Reproduce the data exactly and drop any pictures it holds.

### Recorded information
++++++++++

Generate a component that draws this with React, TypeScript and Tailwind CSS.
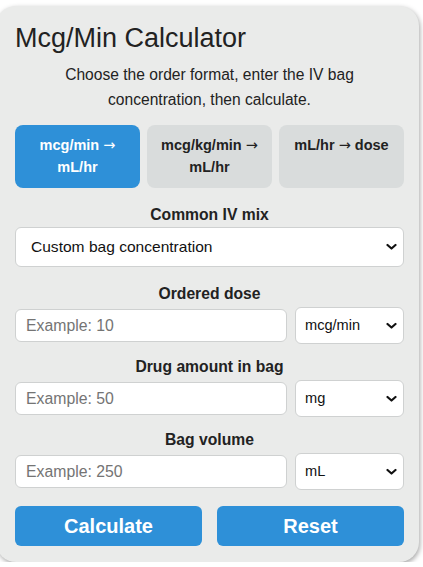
import { useState } from 'react';

const modes = [
  { id: 'mcgmin', from: 'mcg/min', to: 'mL/hr' },
  { id: 'mcgkgmin', from: 'mcg/kg/min', to: 'mL/hr' },
  { id: 'mlhr', from: 'mL/hr', to: 'dose' },
];

function Chevron() {
  return (
    <svg
      width="11"
      height="7"
      viewBox="0 0 11 7"
      className="pointer-events-none absolute right-[7px] top-1/2 -translate-y-1/2"
    >
      <path d="M1.5 1.5 L5.5 5 L9.5 1.5" fill="none" stroke="#111" strokeWidth="2.2" strokeLinecap="round" strokeLinejoin="round" />
    </svg>
  );
}

function UnitSelect({ options, value }: { options: string[]; value: string }) {
  return (
    <div className="relative w-[109px] shrink-0">
      <select
        defaultValue={value}
        className="h-[37px] w-full appearance-none rounded-[6px] border border-[#cfd1d1] bg-white pl-[9px] text-[14.6px] text-[#111] outline-none"
      >
        {options.map((o) => (
          <option key={o}>{o}</option>
        ))}
      </select>
      <Chevron />
    </div>
  );
}

function Field({ label, placeholder, units, unit }: { label: string; placeholder: string; units: string[]; unit: string }) {
  return (
    <div>
      <label className="block text-center text-[15.7px] font-bold leading-[18px] text-[#222]">{label}</label>
      <div className="mt-[4px] flex items-center gap-[8px]">
        <input
          placeholder={placeholder}
          className="h-[33px] min-w-0 flex-1 rounded-[6px] border border-[#cfd1d1] bg-white px-[10px] text-[15.8px] text-[#111] outline-none placeholder:text-[#747474]"
        />
        <UnitSelect options={units} value={unit} />
      </div>
    </div>
  );
}

export default function App() {
  const [mode, setMode] = useState('mcgmin');

  return (
    <div className="overflow-hidden bg-white pt-[6px]" style={{ fontFamily: '"Liberation Sans", Arial, sans-serif' }}>
      <div className="-ml-[4px] w-[423px] rounded-[20px] bg-[#eaebea] pb-[16px] pl-[19px] pr-[15px] pt-[16px] shadow-[1px_2px_5px_rgba(0,0,0,0.35)]">
        <h1 className="text-[27px] leading-[32px] font-normal text-[#222]">Mcg/Min Calculator</h1>
        <p className="mt-[8px] px-[40px] text-center text-[15.6px] leading-[25px] text-[#222]">
          Choose the order format, enter the IV bag concentration, then calculate.
        </p>

        <div className="mt-[13px] grid grid-cols-3 gap-[7px]">
          {modes.map((m) => {
            const active = m.id === mode;
            return (
              <button
                key={m.id}
                onClick={() => setMode(m.id)}
                className={
                  active
                    ? 'flex h-[63px] items-start justify-center rounded-[8px] bg-[#2e90d8] px-[10px] pt-[9px] text-center text-[14.5px] font-bold leading-[22px] text-white'
                    : 'flex h-[63px] items-start justify-center rounded-[8px] bg-[#d9dcdc] px-[10px] pt-[9px] text-center text-[14.5px] font-bold leading-[22px] text-[#222]'
                }
              >
                <span>
                  {m.from}{' '}
                  <span className="font-normal" style={{ fontFamily: '"DejaVu Sans", sans-serif' }}>
                    →
                  </span>{' '}
                  {m.to}
                </span>
              </button>
            );
          })}
        </div>

        <div className="mt-[18px]">
          <label className="block text-center text-[15.7px] font-bold leading-[18px] text-[#222]">Common IV mix</label>
          <div className="relative mt-[3px]">
            <select className="h-[40px] w-full appearance-none rounded-[6px] border border-[#cfd1d1] bg-white pl-[15px] text-[15.55px] text-[#111] outline-none">
              <option>Custom bag concentration</option>
              <option>Norepinephrine 4 mg / 250 mL</option>
              <option>Epinephrine 4 mg / 250 mL</option>
              <option>Phenylephrine 50 mg / 250 mL</option>
            </select>
            <Chevron />
          </div>
        </div>

        <div className="mt-[18px] flex flex-col gap-[14px]">
          <Field label="Ordered dose" placeholder="Example: 10" units={['mcg/min', 'mcg/kg/min', 'mg/hr']} unit="mcg/min" />
          <Field label="Drug amount in bag" placeholder="Example: 50" units={['mg', 'mcg', 'g']} unit="mg" />
          <Field label="Bag volume" placeholder="Example: 250" units={['mL', 'L']} unit="mL" />
        </div>

        <div className="mt-[16px] grid grid-cols-2 gap-[15px]">
          <button className="h-[40px] rounded-[6px] bg-[#2e90d8] text-[20px] font-bold text-white">Calculate</button>
          <button className="h-[40px] rounded-[6px] bg-[#2e90d8] text-[20px] font-bold text-white">Reset</button>
        </div>
      </div>
    </div>
  );
}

++++++++++

### The reply
Generate a component that draws this with React, TypeScript and Tailwind CSS.
import { useState } from 'react';

const modes = [
  { id: 'mcgmin', from: 'mcg/min', to: 'mL/hr' },
  { id: 'mcgkgmin', from: 'mcg/kg/min', to: 'mL/hr' },
  { id: 'mlhr', from: 'mL/hr', to: 'dose' },
];

function Chevron() {
  return (
    <svg
      width="11"
      height="7"
      viewBox="0 0 11 7"
      className="pointer-events-none absolute right-[7px] top-1/2 -translate-y-1/2"
    >
      <path d="M1.5 1.5 L5.5 5 L9.5 1.5" fill="none" stroke="#111" strokeWidth="2.2" strokeLinecap="round" strokeLinejoin="round" />
    </svg>
  );
}

function UnitSelect({ options, value }: { options: string[]; value: string }) {
  return (
    <div className="relative w-[109px] shrink-0">
      <select
        defaultValue={value}
        className="h-[37px] w-full appearance-none rounded-[6px] border border-[#cfd1d1] bg-white pl-[9px] text-[14.6px] text-[#111] outline-none"
      >
        {options.map((o) => (
          <option key={o}>{o}</option>
        ))}
      </select>
      <Chevron />
    </div>
  );
}

function Field({ label, placeholder, units, unit }: { label: string; placeholder: string; units: string[]; unit: string }) {
  return (
    <div>
      <label className="block text-center text-[15.7px] font-bold leading-[18px] text-[#222]">{label}</label>
      <div className="mt-[4px] flex items-center gap-[8px]">
        <input
          placeholder={placeholder}
          className="h-[33px] min-w-0 flex-1 rounded-[6px] border border-[#cfd1d1] bg-white px-[10px] text-[15.8px] text-[#111] outline-none placeholder:text-[#747474]"
        />
        <UnitSelect options={units} value={unit} />
      </div>
    </div>
  );
}

export default function App() {
  const [mode, setMode] = useState('mcgmin');

  return (
    <div className="overflow-hidden bg-white pt-[6px]" style={{ fontFamily: '"Liberation Sans", Arial, sans-serif' }}>
      <div className="-ml-[4px] w-[423px] rounded-[20px] bg-[#eaebea] pb-[16px] pl-[19px] pr-[15px] pt-[16px] shadow-[1px_2px_5px_rgba(0,0,0,0.35)]">
        <h1 className="text-[27px] leading-[32px] font-normal text-[#222]">Mcg/Min Calculator</h1>
        <p className="mt-[8px] px-[40px] text-center text-[15.6px] leading-[25px] text-[#222]">
          Choose the order format, enter the IV bag concentration, then calculate.
        </p>

        <div className="mt-[13px] grid grid-cols-3 gap-[7px]">
          {modes.map((m) => {
            const active = m.id === mode;
            return (
              <button
                key={m.id}
                onClick={() => setMode(m.id)}
                className={
                  active
                    ? 'flex h-[63px] items-start justify-center rounded-[8px] bg-[#2e90d8] px-[10px] pt-[9px] text-center text-[14.5px] font-bold leading-[22px] text-white'
                    : 'flex h-[63px] items-start justify-center rounded-[8px] bg-[#d9dcdc] px-[10px] pt-[9px] text-center text-[14.5px] font-bold leading-[22px] text-[#222]'
                }
              >
                <span>
                  {m.from}{' '}
                  <span className="font-normal" style={{ fontFamily: '"DejaVu Sans", sans-serif' }}>
                    →
                  </span>{' '}
                  {m.to}
                </span>
              </button>
            );
          })}
        </div>

        <div className="mt-[18px]">
          <label className="block text-center text-[15.7px] font-bold leading-[18px] text-[#222]">Common IV mix</label>
          <div className="relative mt-[3px]">
            <select className="h-[40px] w-full appearance-none rounded-[6px] border border-[#cfd1d1] bg-white pl-[15px] text-[15.55px] text-[#111] outline-none">
              <option>Custom bag concentration</option>
              <option>Norepinephrine 4 mg / 250 mL</option>
              <option>Epinephrine 4 mg / 250 mL</option>
              <option>Phenylephrine 50 mg / 250 mL</option>
            </select>
            <Chevron />
          </div>
        </div>

        <div className="mt-[18px] flex flex-col gap-[14px]">
          <Field label="Ordered dose" placeholder="Example: 10" units={['mcg/min', 'mcg/kg/min', 'mg/hr']} unit="mcg/min" />
          <Field label="Drug amount in bag" placeholder="Example: 50" units={['mg', 'mcg', 'g']} unit="mg" />
          <Field label="Bag volume" placeholder="Example: 250" units={['mL', 'L']} unit="mL" />
        </div>

        <div className="mt-[16px] grid grid-cols-2 gap-[15px]">
          <button className="h-[40px] rounded-[6px] bg-[#2e90d8] text-[20px] font-bold text-white">Calculate</button>
          <button className="h-[40px] rounded-[6px] bg-[#2e90d8] text-[20px] font-bold text-white">Reset</button>
        </div>
      </div>
    </div>
  );
}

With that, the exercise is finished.